Change BA proviso was added — carving the non-joinder of a necessary party out of that protection. So the wider non-joinder cover of Change A does not extend to leaving out an indispensable party.

Key terms decoded

Reversed or substantially varied

The appellate court overturning the decree, or materially changing it. § 99 forbids this for a mere technical slip.

Remanded

Sending the case back to the trial court for fresh hearing. § 99 bars a remand grounded only on a non-prejudicial irregularity.

Misjoinder

Wrongly joining parties or causes of action that should not have been combined in one suit.

Non-joinder

Leaving out a party (or cause of action) who could have been joined. Generally cured — except the non-joinder of a necessary party (proviso).

Error, defect or irregularity

Any procedural slip in the suit’s proceedings. Harmless unless it touches the merits or jurisdiction.

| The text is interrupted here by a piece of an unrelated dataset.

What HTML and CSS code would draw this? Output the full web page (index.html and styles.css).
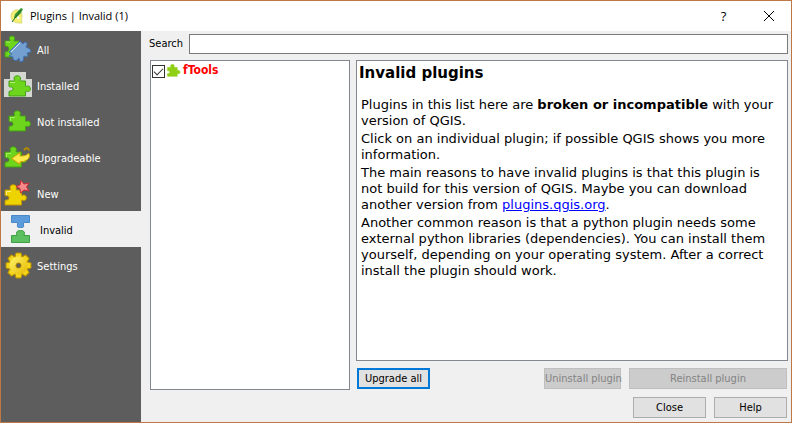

Not affecting the merits of the case

The slip did not change the substance of the decision — the right party would still win on the real issues.

Jurisdiction of the Court

The Court’s authority to try the suit. A defect going to jurisdiction is never a mere irregularity — § 99 will not cure it.

Necessary party

A party in whose absence no effective decree can be passed. Omitting one is fatal — the proviso pulls it out of § 99’s protection.

The picture — the harmless-error shield

On appeal: what bounces off — and what gets through § 99 harmless-error shield ✗ Does NOT reverse / vary / remand misjoinder of parties non-joinder of parties / causes any error / defect / irregularity — because they do not affect the merits or jurisdiction. ✓ CAN reverse / vary / remand affects the MERITS of the case affects the JURISDICTION non-joinder of a NECESSARY party — the decree is genuinely touched. § 99 keeps a sound decree standing despite technical slips — it gives way only where the merits, the Court’s jurisdiction, or a necessary party are at stake.

Think of § 99 as a shield on appeal: technical mis/non-joinder and procedural irregularities bounce off — a decree right on the substance is not undone for them. The shield parts only for what truly matters: the merits, the jurisdiction, and (since 1976) the non-joinder of a necessary party.

Section 99, part by part

The bar
No decree shall be reversed or substantially varied, nor shall any case be remanded, in appeal
On appeal a decree is not to be overturned, materially changed, or sent back — the strong default is to uphold it.
On account of (joinder slips)
on account of any misjoinder [or non-joinder] of parties or causes of action
— merely because parties or causes were wrongly combined (misjoinder) or left out (non-joinder). (“or non-joinder” added 1976.)
Or any irregularity
or any error, defect or irregularity in any proceedings in the suit,
— or for any procedural slip in the suit’s proceedings. The list is deliberately wide.
The limit
not affecting the merits of the case or the jurisdiction of the Court:
The whole protection is conditioned on this: it holds only while the slip does not touch the merits or the Court’s jurisdiction. If it does, the decree can be reversed or remanded.
Proviso (1976)
Provided that nothing in this section shall apply to non-joinder of a necessary party.
One slip stays fatal: leaving out a necessary party (one without whom no effective decree can be made) is not shielded by § 99.

Connected provisions

Section 99 is the appellate court’s harmless-error rule, the procedural cousin of § 99A (orders) and the trial-stage Order I r.9 (no suit defeated by mis/non-joinder). It applies in the appeal that § 96 gives, and the Bench that decides under § 98; the appellate court’s remand power it limits sits in § 107.

Test yourself
1 An appellant’s only complaint is that two causes of action were wrongly joined, though the decision on the merits is sound. Reverse the decree? — No — § 99: a misjoinder not affecting the merits or jurisdiction is no ground to reverse.
2 The trial court had no jurisdiction to try the suit. Does § 99 save the decree? — No — § 99 expressly does not cure a defect affecting the jurisdiction of the Court.
3 A necessary party was never joined. Is that a curable irregularity under § 99? — No — the proviso (1976) takes the non-joinder of a necessary party out of § 99.
Part VII · Appeals · Section 99 — No decree to be reversed for error not affecting merits or jurisdiction.